SHORT TASK :: Search the material below for the string "with" and extract each line that has it.
## BEGIN
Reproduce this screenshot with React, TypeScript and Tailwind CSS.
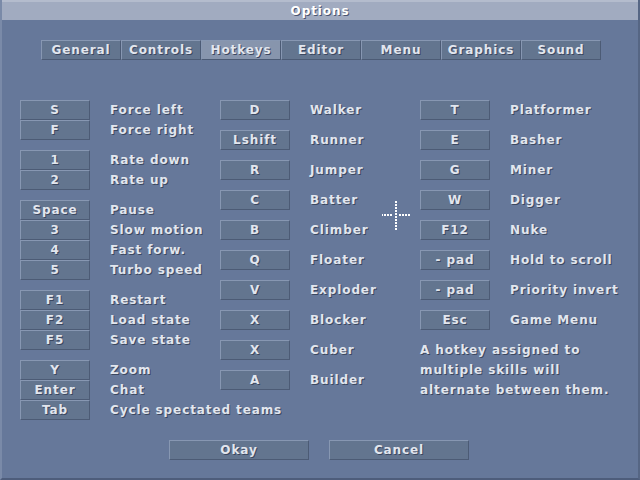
import React from 'react';

const txt = "text-[#e2e6ee] [text-shadow:1px_1px_0_#3b4760]";

function Key({ label, w = 'w-[70px]', selected = false }: { label: string; w?: string; selected?: boolean }) {
  return (
    <div
      className={`${w} shrink-0 h-[20px] flex items-center justify-center border border-t-[#8797b2] border-l-[#8797b2] border-b-[#4c5b75] border-r-[#4c5b75] ${selected ? 'bg-[#8795ad]' : 'bg-[#63758f]'} ${txt}`}
    >
      {label}
    </div>
  );
}

function Row({ k, label }: { k: string; label: string }) {
  return (
    <div className="flex items-center h-[20px]">
      <Key label={k} />
      <span className={`ml-[20px] whitespace-nowrap ${txt}`}>{label}</span>
    </div>
  );
}

const col1: [string, string][][] = [
  [['S', 'Force left'], ['F', 'Force right']],
  [['1', 'Rate down'], ['2', 'Rate up']],
  [['Space', 'Pause'], ['3', 'Slow motion'], ['4', 'Fast forw.'], ['5', 'Turbo speed']],
  [['F1', 'Restart'], ['F2', 'Load state'], ['F5', 'Save state']],
  [['Y', 'Zoom'], ['Enter', 'Chat'], ['Tab', 'Cycle spectated teams']],
];

const col2: [string, string][] = [
  ['D', 'Walker'], ['Lshift', 'Runner'], ['R', 'Jumper'], ['C', 'Batter'], ['B', 'Climber'],
  ['Q', 'Floater'], ['V', 'Exploder'], ['X', 'Blocker'], ['X', 'Cuber'], ['A', 'Builder'],
];

const col3: [string, string][] = [
  ['T', 'Platformer'], ['E', 'Basher'], ['G', 'Miner'], ['W', 'Digger'], ['F12', 'Nuke'],
  ['- pad', 'Hold to scroll'], ['- pad', 'Priority invert'], ['Esc', 'Game Menu'],
];

const tabs = ['General', 'Controls', 'Hotkeys', 'Editor', 'Menu', 'Graphics', 'Sound'];

// dotted cross cursor over the dialog
function Crosshair() {
  const dots: React.ReactNode[] = [];
  for (let i = 0; i < 10; i++) {
    dots.push(<rect key={'v' + i} x={13} y={i * 3} width={2} height={2} fill="#fff" />);
    if (i !== 4 && i !== 5) {
      dots.push(<rect key={'h' + i} x={i * 3 - 1} y={13} width={2} height={2} fill="#fff" />);
    }
  }
  return (
    <svg width="30" height="30" viewBox="0 0 30 30" className="absolute left-[380px] top-[201px]">
      {dots}
    </svg>
  );
}

export default function App() {
  return (
    <div
      className="relative w-[640px] h-[480px] bg-[#66789a] flex flex-col text-[12px] font-bold tracking-[0.9px] border-l-2 border-l-[#7a8aa8] border-r-2 border-r-[#566684] border-b-2 border-b-[#4e5d7b]"
      style={{ fontFamily: '"DejaVu Sans", "Liberation Sans", sans-serif' }}
    >
      {/* Title bar */}
      <div className="h-[20px] bg-[#a1abc0] border-t-2 border-t-[#b4bccd] flex items-center justify-center text-white [text-shadow:1px_1px_0_#4a5570]">
        Options
      </div>

      {/* Tabs */}
      <div className="flex mt-[20px] ml-[39px]">
        {tabs.map(t => (
          <Key key={t} label={t} w="w-[80px]" selected={t === 'Hotkeys'} />
        ))}
      </div>

      {/* Hotkey columns */}
      <div className="flex mt-[40px] ml-[18px]">
        <div className="w-[200px] flex flex-col gap-[10px]">
          {col1.map((g, i) => (
            <div key={i} className="flex flex-col">
              {g.map(([k, l], j) => <Row key={j} k={k} label={l} />)}
            </div>
          ))}
        </div>
        <div className="w-[200px] flex flex-col gap-[10px]">
          {col2.map(([k, l], i) => <Row key={i} k={k} label={l} />)}
        </div>
        <div className="w-[200px] flex flex-col gap-[10px]">
          {col3.map(([k, l], i) => <Row key={i} k={k} label={l} />)}
          <p className={`leading-[20px] ${txt}`}>
            A hotkey assigned to<br />multiple skills will<br />alternate between them.
          </p>
        </div>
      </div>

      {/* Bottom buttons */}
      <div className="mt-auto mb-[18px] flex justify-center gap-[20px] pr-[2px]">
        <Key label="Okay" w="w-[140px]" />
        <Key label="Cancel" w="w-[140px]" />
      </div>

      <Crosshair />
    </div>
  );
}
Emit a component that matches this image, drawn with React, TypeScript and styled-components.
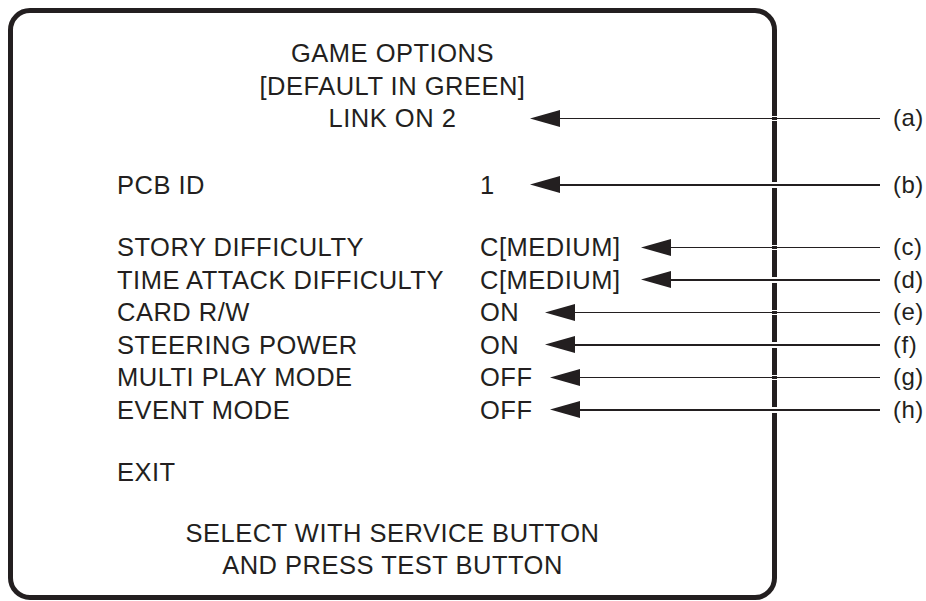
## END
RESULT FOR THIS EXERCISE ::
Reproduce this screenshot with React, TypeScript and Tailwind CSS.
Emit a component that matches this image, drawn with React, TypeScript and styled-components.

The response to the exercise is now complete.